The semiconductor supply chain got all the attention in 2023 and 2024. GPU allocations. TSMC capacity. CoWoS packaging bottlenecks. Those constraints are easing. NVIDIA is shipping. AMD is shipping. The silicon is flowing.
The constraint now is everything downstream of the chip. Power generation. Power delivery. And thermal management. Of those three, cooling has the longest lead times, the least mature supply chain for next-generation architectures, and the most exposure to local political and environmental opposition.
$300 billion in capex does not automatically produce $300 billion worth of operational compute. It produces $300 billion worth of construction activity that must be thermally commissioned before a single training run begins. The companies writing those checks understand this. Their thermal engineering teams are the most sought-after hires in the industry right now. The vendors supplying cooling equipment are fielding more RFPs than they can respond to.
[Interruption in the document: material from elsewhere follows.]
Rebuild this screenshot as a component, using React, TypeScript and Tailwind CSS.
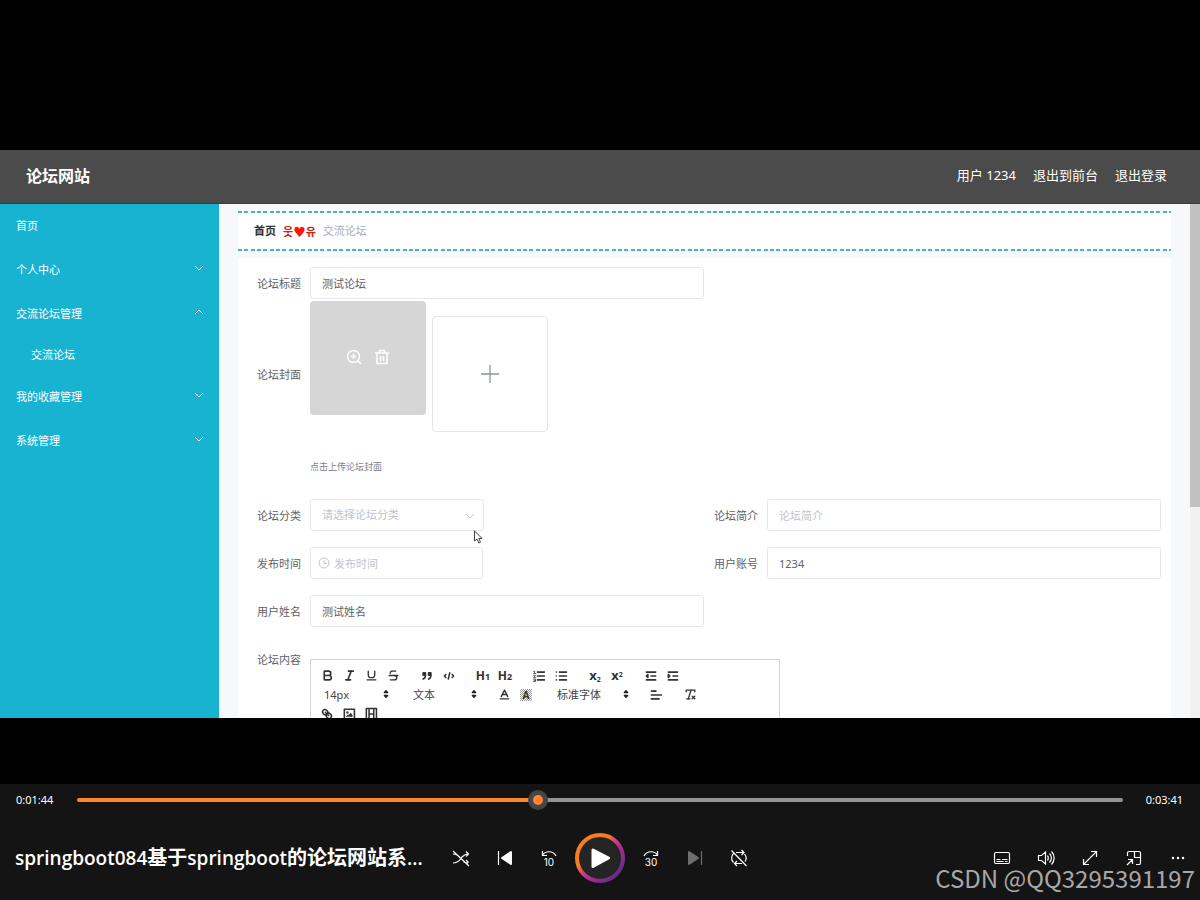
import React, { useState } from 'react';
import { Bold, Italic, Underline, Strikethrough, Baseline, RemoveFormatting } from 'lucide-react';

const menuItems = [
  { label: '首页' },
  { label: '个人中心', arrow: 'down' },
  { label: '交流论坛管理', arrow: 'up', children: ['交流论坛'] },
  { label: '我的收藏管理', arrow: 'down' },
  { label: '系统管理', arrow: 'down' },
];

const Chevron: React.FC<{ up?: boolean; className?: string }> = ({ up, className }) => (
  <svg viewBox="0 0 10 6" className={`w-[10px] h-[6px] ${className ?? ''}`} fill="none" stroke="currentColor" strokeWidth="1">
    <path d={up ? 'M1 5 5 1 9 5' : 'M1 1 5 5 9 1'} />
  </svg>
);

/* editor toolbar */

const QIcon: React.FC<{ children: React.ReactNode }> = ({ children }) => (
  <svg viewBox="0 0 18 18" className="w-[14px] h-[14px]" fill="none" stroke="currentColor" strokeWidth="2" strokeLinecap="round" strokeLinejoin="round">
    {children}
  </svg>
);

const Tool: React.FC<{ label: string; children: React.ReactNode }> = ({ label, children }) => (
  <button type="button" aria-label={label} className="w-[22px] h-[19px] flex items-center justify-center text-[#333]">
    {children}
  </button>
);

const Picker: React.FC<{ label: string; value: string; className: string }> = ({ label, value, className }) => (
  <div className={`relative h-[19px] ${className}`}>
    <select aria-label={label} className="block w-full h-[19px] appearance-none bg-transparent pl-2 text-[11px] leading-[19px] text-[#444] outline-none">
      <option>{value}</option>
    </select>
    <svg viewBox="0 0 18 18" className="absolute right-0 top-[2px] w-[14px] h-[14px] pointer-events-none" fill="#222" stroke="#222" strokeWidth="2" strokeLinejoin="round">
      <polygon points="7 11 9 13 11 11" />
      <polygon points="7 7 9 5 11 7" />
    </svg>
  </div>
);

const Toolbar: React.FC = () => (
  <div className="pl-[5px] pt-[6px]">
    <div className="flex gap-3">
      <div className="flex">
        <Tool label="Bold"><Bold className="w-[13px] h-[13px]" strokeWidth={3} /></Tool>
        <Tool label="Italic"><Italic className="w-[13px] h-[13px]" strokeWidth={3} /></Tool>
        <Tool label="Underline"><Underline className="w-[13px] h-[13px]" strokeWidth={2.5} /></Tool>
        <Tool label="Strike"><Strikethrough className="w-[13px] h-[13px]" strokeWidth={2.5} /></Tool>
      </div>
      <div className="flex">
        <Tool label="Blockquote">
          <QIcon>
            <rect x="4" y="5" width="3" height="3" fill="currentColor" />
            <rect x="11" y="5" width="3" height="3" fill="currentColor" />
            <path d="M7 8c0 4-3 5-3 5M14 8c0 4-3 5-3 5" />
          </QIcon>
        </Tool>
        <Tool label="Code block">
          <QIcon>
            <polyline points="5 7 3 9 5 11" />
            <polyline points="13 7 15 9 13 11" />
            <line x1="10" x2="8" y1="5" y2="13" />
          </QIcon>
        </Tool>
      </div>
      <div className="flex font-['Noto_Sans'] font-bold text-[12px]">
        <Tool label="Heading 1"><span>H<span className="text-[9px]">1</span></span></Tool>
        <Tool label="Heading 2"><span>H<span className="text-[9px]">2</span></span></Tool>
      </div>
      <div className="flex">
        <Tool label="Ordered list">
          <QIcon>
            <path d="M7 4h9M7 9h9M7 14h9" />
            <path d="M2 3h1.500v3M2 6h3M2 8.500h2.500L2 11h3M2 13h2.500v3H2M2.500 14.500h2" strokeWidth="1" />
          </QIcon>
        </Tool>
        <Tool label="Bullet list">
          <QIcon>
            <path d="M7 4h9M7 9h9M7 14h9M3 4h.01M3 9h.01M3 14h.01" />
          </QIcon>
        </Tool>
      </div>
      <div className="flex font-['Noto_Sans'] font-bold text-[13px]">
        <Tool label="Subscript"><span className="leading-none">x<sub className="text-[7px]">2</sub></span></Tool>
        <Tool label="Superscript"><span className="leading-none">x<sup className="text-[7px]">2</sup></span></Tool>
      </div>
      <div className="flex">
        <Tool label="Outdent">
          <QIcon>
            <path d="M3 4h12M9 9h6M3 14h12" />
            <polygon points="5 7 5 11 3 9" fill="currentColor" />
          </QIcon>
        </Tool>
        <Tool label="Indent">
          <QIcon>
            <path d="M3 4h12M9 9h6M3 14h12" />
            <polygon points="3 7 3 11 5 9" fill="currentColor" />
          </QIcon>
        </Tool>
      </div>
    </div>

    <div className="flex gap-3">
      <Picker label="字号" value="14px" className="w-[77px]" />
      <Picker label="标题" value="文本" className="w-[76px]" />
      <div className="flex">
        <Tool label="Color"><Baseline className="w-[13px] h-[13px]" strokeWidth={2.5} /></Tool>
        <Tool label="Background">
          <span className="w-[12px] h-[12px] flex items-center justify-center font-['Noto_Sans'] font-bold text-[10px] leading-none bg-[repeating-conic-gradient(#999_0_25%,#fff_0_50%)] bg-[length:2px_2px]">A</span>
        </Tool>
      </div>
      <Picker label="字体" value="标准字体" className="w-[84px]" />
      <Tool label="Align">
        <QIcon><path d="M3 4h6M3 9h13M3 14h10" /></QIcon>
      </Tool>
      <Tool label="Clean"><RemoveFormatting className="w-[13px] h-[13px]" strokeWidth={2.5} /></Tool>
    </div>

    <div className="flex">
      <Tool label="Link">
        <QIcon>
          <line x1="7" x2="11" y1="7" y2="11" />
          <path d="M8.900 4.577a3.476 3.476 0 0 1 .36 4.679A3.476 3.476 0 0 1 4.577 8.900C3.185 7.500 2.035 6.400 4.217 4.217S7.500 3.185 8.900 4.577Z" />
          <path d="M13.423 9.100a3.476 3.476 0 0 0-4.679-.36 3.476 3.476 0 0 0 .36 4.679c1.392 1.392 2.500 2.542 4.679.36S14.815 10.500 13.423 9.100Z" />
        </QIcon>
      </Tool>
      <Tool label="Image">
        <QIcon>
          <rect x="3" y="3" width="13" height="12" />
          <circle cx="7" cy="7" r="0.600" fill="currentColor" />
          <polygon points="6 12 8 10 9 11 11 8 13 10 13 12" fill="currentColor" strokeWidth="1" />
        </QIcon>
      </Tool>
      <Tool label="Video">
        <QIcon>
          <rect x="3" y="2" width="13" height="14" />
          <path d="M6.500 3v12M12.500 3v12M7 9h5" />
        </QIcon>
      </Tool>
    </div>
  </div>
);

/* form */

const inputClass = 'w-full h-8 rounded-[3px] border border-[#e4e6eb] bg-white px-[11px] text-[11px] text-[#606266] placeholder:text-[#c0c4cc] outline-none';
const labelClass = 'w-[63px] h-8 pr-[9px] shrink-0 text-right text-[11px] leading-[34px] text-[#606266] whitespace-nowrap';

const Field: React.FC<{ id: string; label: string; className?: string; children: React.ReactNode }> = ({ id, label, className, children }) => (
  <div className={`flex ${className ?? ''}`}>
    <label htmlFor={id} className={labelClass}>{label}</label>
    <div className="flex-1 min-w-0">{children}</div>
  </div>
);

const DashedLine = () => (
  <div className="h-[2px] bg-[repeating-linear-gradient(90deg,#4db1bf_0_4px,#eefafb_4px_6px,#4db1bf_6px_10px,#eefafb_10px_13px,#4db1bf_13px_17px,#eefafb_17px_19px)]" />
);

const ForumForm: React.FC = () => (
  <form className="bg-white mt-[7px] px-[9px] pr-[10px] pt-[9px]">
    <div className="grid grid-cols-2">
      <Field id="title" label="论坛标题">
        <input id="title" defaultValue="测试论坛" className={inputClass} />
      </Field>
    </div>

    <div className="flex mt-[2px]">
      <label htmlFor="cover" className="w-[63px] pr-[9px] shrink-0 text-right text-[11px] leading-[148px] text-[#606266] whitespace-nowrap">论坛封面</label>
      <div>
        <div className="flex gap-[6px]">
          <div className="w-[116px] h-[114px] rounded-[4px] bg-[#d6d6d6] flex items-center justify-center gap-3 pb-[2px] text-white">
            <button type="button" aria-label="预览">
              <svg viewBox="0 0 16 16" className="w-4 h-4" fill="none" stroke="currentColor" strokeWidth="1.500">
                <circle cx="7.500" cy="7.500" r="6" />
                <path d="M12 12 15 15M5 7.500h5M7.500 5v5" />
              </svg>
            </button>
            <button type="button" aria-label="删除">
              <svg viewBox="0 0 16 16" className="w-4 h-4" fill="none" stroke="currentColor" strokeWidth="1.500">
                <path d="M1 4h14M5.500 4V1.500h5V4M3 4v10.500h10V4M6.500 7v5M9.500 7v5" />
              </svg>
            </button>
          </div>
          <button id="cover" type="button" aria-label="上传" className="mt-[15px] w-[116px] h-[116px] rounded-[4px] border border-[#e4e6eb] flex items-center justify-center text-[#8c939d]">
            <svg viewBox="0 0 18 18" className="w-[18px] h-[18px]" stroke="currentColor" strokeWidth="1.300">
              <path d="M9 0v18M0 9h18" />
            </svg>
          </button>
        </div>
        <p className="mt-7 pb-[25px] text-[9px] leading-[14px] text-[#7c8088]">点击上传论坛封面</p>
      </div>
    </div>

    <div className="grid grid-cols-2 gap-y-4">
      <Field id="category" label="论坛分类">
        <div className="relative w-[174px]">
          <select id="category" className={`${inputClass} appearance-none !text-[#c0c4cc]`}>
            <option>请选择论坛分类</option>
          </select>
          <Chevron className="absolute right-[9px] top-[14px] text-[#c0c4cc] pointer-events-none" />
          {/* mouse pointer */}
          <svg viewBox="0 0 9 14" className="absolute left-[164px] top-[31px] w-[9px] h-[14px] pointer-events-none" fill="#fff" stroke="#444" strokeWidth="1">
            <path d="M.500 1v10l2.500-2 1.800 4 1.700-.8L4.800 8.500h3.400Z" />
          </svg>
        </div>
      </Field>
      <Field id="intro" label="论坛简介">
        <input id="intro" placeholder="论坛简介" className={inputClass} />
      </Field>
      <Field id="time" label="发布时间">
        <div className="relative w-[173px]">
          <input id="time" placeholder="发布时间" className={`${inputClass} !pl-[23px]`} />
          <svg viewBox="0 0 12 12" className="absolute left-2 top-[10px] w-3 h-3 text-[#c0c4cc] pointer-events-none" fill="none" stroke="currentColor" strokeWidth="1">
            <circle cx="6" cy="6" r="5" />
            <path d="M6 3v3.500h3" />
          </svg>
        </div>
      </Field>
      <Field id="account" label="用户账号">
        <input id="account" defaultValue="1234" className={inputClass} />
      </Field>
      <Field id="name" label="用户姓名">
        <input id="name" defaultValue="测试姓名" className={inputClass} />
      </Field>
      <Field id="content" label="论坛内容" className="col-span-2">
        <div id="content" className="mt-4 w-[470px] h-[240px] border border-[#d4d4d4]">
          <Toolbar />
        </div>
      </Field>
    </div>
  </form>
);

const ForumAdmin: React.FC = () => (
  <div className="flex-1 min-h-0 flex flex-col bg-[#f6f8fa] overflow-hidden">
    <header className="h-[54px] shrink-0 flex items-center justify-between pl-[26px] pr-[33px] pb-[2px] bg-[#4b4b4b] border-b border-[#3a3a3a] text-white">
      <h1 className="text-base font-bold">论坛网站</h1>
      <div className="flex gap-[17px] text-[13px]">
        <span>用户 1234</span>
        <a href="#front">退出到前台</a>
        <a href="#logout">退出登录</a>
      </div>
    </header>

    <div className="flex-1 min-h-0 flex">
      <nav className="w-[219px] shrink-0 bg-[#17b3d1] text-[11px] text-white">
        {menuItems.map((item) => (
          <div key={item.label}>
            <a href="#menu" className="h-11 pl-4 pr-[15px] flex items-center justify-between">
              {item.label}
              {item.arrow && <Chevron up={item.arrow === 'up'} className="mb-1" />}
            </a>
            {item.children?.map((child) => (
              <a key={child} href="#forum" className="h-[39px] pl-[31px] flex items-center">{child}</a>
            ))}
          </div>
        ))}
      </nav>

      <main className="flex-1 min-w-0 pl-[19px] pr-[19px] pt-[7px] overflow-hidden">
        <div className="bg-white">
          <DashedLine />
          <div className="h-9 pl-4 pt-px flex items-center text-[11px]">
            <a href="#home" className="font-bold text-[#303133]">首页</a>
            <span className="mx-[7px] flex items-center text-[#d0200f] font-['Noto_Sans_CJK_KR'] font-bold">
              웃<span className="text-[#ff1400] text-[14px] leading-none font-['DejaVu_Sans']">♥</span>유
            </span>
            <span className="text-[#a8adba]">交流论坛</span>
          </div>
          <DashedLine />
        </div>
        <ForumForm />
      </main>

      <div className="w-[10px] shrink-0 bg-[#f1f1f1]">
        <div className="h-[59%] bg-[#c1c1c1]" />
      </div>
    </div>
  </div>
);

/* player */

const PIcon: React.FC<{ children: React.ReactNode }> = ({ children }) => (
  <svg viewBox="0 0 18 18" className="w-[18px] h-[18px]" fill="none" stroke="currentColor" strokeWidth="1.200">
    {children}
  </svg>
);

const Control: React.FC<{ label: string; className?: string; children: React.ReactNode }> = ({ label, className, children }) => (
  <button type="button" aria-label={label} className={`w-11 h-11 flex items-center justify-center ${className ?? ''}`}>
    {children}
  </button>
);

const Player: React.FC = () => {
  const [position, setPosition] = useState(440);

  return (
    <footer className="h-[116px] shrink-0 relative bg-[#141414] border-b border-[#1b1015] text-white">
      <div className="h-8 flex items-center pl-4 pr-[17px] text-[11px]">
        <span className="w-[61px]">0:01:44</span>
        <input
          type="range"
          aria-label="Seek"
          min={0}
          max={1000}
          value={position}
          onChange={(e) => setPosition(Number(e.target.value))}
          style={{ '--played': `${position / 10}%` } as React.CSSProperties}
          className="flex-1 min-w-0 h-5 appearance-none bg-transparent outline-none [&::-webkit-slider-runnable-track]:h-1 [&::-webkit-slider-runnable-track]:rounded-full [&::-webkit-slider-runnable-track]:bg-[linear-gradient(90deg,#ff8533_var(--played),#949494_var(--played))] [&::-webkit-slider-thumb]:appearance-none [&::-webkit-slider-thumb]:w-5 [&::-webkit-slider-thumb]:h-5 [&::-webkit-slider-thumb]:-mt-2 [&::-webkit-slider-thumb]:rounded-full [&::-webkit-slider-thumb]:border-5 [&::-webkit-slider-thumb]:border-[#454545] [&::-webkit-slider-thumb]:bg-[#ff8533]"
        />
        <span className="w-[60px] text-right">0:03:41</span>
      </div>

      <div className="flex items-center pt-[17px]">
        <div className="flex-1 min-w-0">
          <p className="pl-[15px] whitespace-nowrap text-[19px] leading-7 font-semibold font-['Open_Sans','Noto_Sans_CJK_SC',sans-serif]">
            springboot084<span className="text-[20px]">基于</span>springboot<span className="text-[20px]">的论坛网站系</span>...
          </p>
        </div>

        <div className="flex items-center">
          <Control label="Shuffle off">
            <PIcon>
              <path d="M1 2 17 17M1 14c5 0 7-3 9-6 2-2 3-3 6-3M14 2.500 16.500 5 14 7.500M1 5c3 0 5 1 7 4M11.500 12.500c1 1 2.500 1.500 4.500 1.500M14 11l2.500 2.500" />
            </PIcon>
          </Control>
          <Control label="Previous">
            <PIcon>
              <path d="M2.500 2v14" />
              <path d="M15 3v12L6 9Z" fill="currentColor" strokeWidth="2" strokeLinejoin="round" />
            </PIcon>
          </Control>
          <Control label="Back 10 seconds">
            <span className="relative w-[18px] h-[18px] flex items-end justify-center text-[10px] leading-[10px] font-['Inter']">
              <svg viewBox="0 0 18 8" className="absolute left-0 top-[1px] w-[18px] h-2" fill="none" stroke="currentColor" strokeWidth="1.200">
                <path d="M2.500 1v4.500H7M2.500 5C5 1 13 0 16 6" />
              </svg>
              10
            </span>
          </Control>
          <div className="w-[58px] flex justify-center">
            <button type="button" aria-label="Play" className="w-[50px] h-[50px]">
              <svg viewBox="0 0 50 50" className="w-[50px] h-[50px]">
                <defs>
                  <linearGradient id="ring" x1="0.150" y1="0.150" x2="0.850" y2="0.850">
                    <stop offset="0.300" stopColor="#f57c20" />
                    <stop offset="0.450" stopColor="#d9437a" />
                    <stop offset="0.600" stopColor="#b72d92" />
                    <stop offset="1" stopColor="#6b2c86" />
                  </linearGradient>
                </defs>
                <circle cx="25" cy="25" r="23" fill="#242424" stroke="url(#ring)" strokeWidth="4" />
                <path d="M18 17v16.500L33.500 25Z" fill="#fff" stroke="#fff" strokeWidth="3" strokeLinejoin="round" />
              </svg>
            </button>
          </div>
          <Control label="Forward 30 seconds">
            <span className="relative w-[18px] h-[18px] flex items-end justify-center text-[10px] leading-[10px] font-['Inter']">
              <svg viewBox="0 0 18 8" className="absolute left-0 top-[1px] w-[18px] h-2" fill="none" stroke="currentColor" strokeWidth="1.200">
                <path d="M15.500 1v4.500H11M15.500 5C13 1 5 0 2 6" />
              </svg>
              30
            </span>
          </Control>
          <Control label="Next" className="text-[#6e6e6e]">
            <PIcon>
              <path d="M15.500 2v14" />
              <path d="M3 3v12L12 9Z" fill="currentColor" strokeWidth="2" strokeLinejoin="round" />
            </PIcon>
          </Control>
          <Control label="Repeat off">
            <PIcon>
              <path d="M1.500 1.500 16.500 17M6 3.500h8M11.500 1 14 3.500 11.500 6M14.500 5c2 2.500 2 5.500.5 7.500M12 14.500H4.500M7 12l-2.500 2.500L7 17M3.500 13.500C1 11 1 7 3.500 4.500" />
            </PIcon>
          </Control>
        </div>

        <div className="flex-1 flex justify-end">
          <Control label="Subtitles">
            <PIcon>
              <rect x="1.500" y="3.500" width="15" height="11" rx="1.500" />
              <path d="M3.500 10.500h4M9 10.500h5.500M3.500 12.500h7M12 12.500h2.500" />
            </PIcon>
          </Control>
          <Control label="Volume">
            <PIcon>
              <path d="M1.500 6.500h3L8.500 3v12L4.500 11.500h-3ZM10.500 6.500c1 1.500 1 3.500 0 5M12.500 4.500c2.500 2.500 2.500 6.500 0 9M14.500 2.500c3.500 3.500 3.500 9.500 0 13" />
            </PIcon>
          </Control>
          <Control label="Full screen">
            <PIcon><path d="M2.500 15.500l13-13M10 2.500h5.500V8M2.500 10v5.500H8" /></PIcon>
          </Control>
          <Control label="Mini player">
            <PIcon>
              <path d="M2.500 7V4a1.500 1.500 0 0 1 1.500-1.500h10A1.500 1.500 0 0 1 15.500 4v10a1.500 1.500 0 0 1-1.500 1.500h-3M9.500 2.500v6h6M2 16l5.500-5.500M3 10.500h4.500V15" />
            </PIcon>
          </Control>
          <Control label="More">
            <PIcon>
              <path d="M4 9h.01M9 9h.01M14 9h.01" strokeWidth="2.500" strokeLinecap="round" />
            </PIcon>
          </Control>
        </div>
      </div>

      <span className="absolute right-[5px] bottom-[7px] text-[24px] leading-7 text-[#a8a8a8] pointer-events-none font-['Noto_Sans_CJK_SC']">CSDN @QQ3295391197</span>
    </footer>
  );
};

const App: React.FC = () => (
  <div className="h-screen flex flex-col bg-black font-['Noto_Sans','Noto_Sans_CJK_SC',sans-serif]">
    <div className="flex-1 min-h-0 flex flex-col pt-[150px] pb-[66px]">
      <ForumAdmin />
    </div>
    <Player />
  </div>
);

export default App;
The buildout is happening. The question is whether the cooling infrastructure scales in parallel or whether every new campus announcement adds another 12 to 18 months of thermal commissioning risk to the timeline. Right now, the gap is widening. The capex keeps accelerating. The CDU lead times are not shrinking. The labor pool is not growing. And the communities that control the water permits are paying closer attention than they were a year ago.
The hyperscalers will figure this out eventually. They have the money and the motivation. But "eventually" is doing a lot of work in that sentence. The thermal bottleneck is here now, and every quarter of delay between facility construction completion and cooling system commissioning is a quarter of stranded capital that even Microsoft and Google would prefer to avoid.